Of course, to skeptical electorates in the member countries, the federalists strenuously deny that they are building a European über-nation. It is merely a tidying-up exercise, they say; European law already supersedes the laws of individual European nations in a number of fields. The new constitution simply recognizes this in one document.

This is pure casuistry. The draft E.U. constitution--1,000 pages long (imagine that debate in Philadelphia)--enshrines in law a single flag, anthem, motto, and currency for the union. Less symbolically but more significantly, it also creates a single president to replace the current arrangement whereby the presidency rotates through the member states every six months, as well as a single foreign minister to run a single foreign policy. It establishes vast areas of European law where nation-states cede ultimate legal sovereignty to E.U. courts. And it creates a "charter of fundamental rights," which includes a long list of such basic human freedoms as the right to be represented on workers' councils--think Bill of Rights in socialist garb.

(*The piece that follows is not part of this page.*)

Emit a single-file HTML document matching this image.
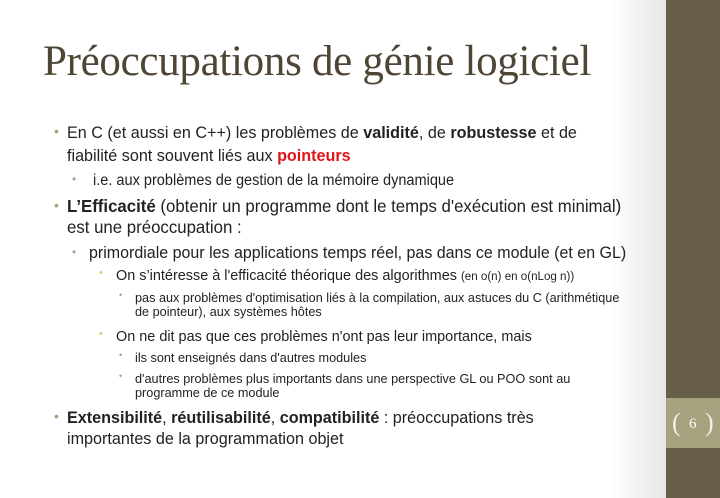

Indeed the true intent of these founding fathers was revealed by their original proposal right at the outset of their proposed constitution--to rename the E.U. the United States of Europe (USE).

Not all governments are happy with these ideas--the USE moniker did not survive, and the drafters will probably be forced to drop some of their more ambitious proposals. But these will be mere tactical retreats. This week, even Tony Blair's British government made clear it would accept the basic principles. The constitution is expected to be approved at a summit in Rome in December and then ratified by the member states. By the end of 2005, the E.U. constitution will join the euro--Europe's single currency, launched four years ago--as a central pillar of an emerging European state.

Americans can be forgiven for yawning at these developments on the old continent. The internal deliberations of Brussels committees can send the most engaged Europeans to sleep, let alone Americans. But even those Americans who are paid to keep track of what Europe is up to--at the State Department, in Washington's think tanks, and in the White House--do not seem unduly animated. The new European Union that is being born is nothing for the United States to get agitated about, they say. Indeed, from President Bush on down, U.S. officials repeat the old line that European integration will bring untold benefits to the United States. Future Henry Kissingers will never again have to complain about whom to call when they want to talk to Europe.

If this complacency becomes official U.S. policy, it will be folly of the highest order. The events of the last year should have demonstrated the risks for the United States inherent in a united Europe.

The new Europe in the making is not the New Europe Donald Rumsfeld hailed in the run-up to the Iraq war--an alliance of Atlanticist nations like Britain, Spain, and the ex-Communist states of Eastern Europe. It is likely to bear a much closer resemblance to the Old Europe of Gaullist stripe, defining itself as a self-appointed counterweight to U.S. power; Jacques Chirac and Gerhard Schröder are likely to be the main drivers of its political direction.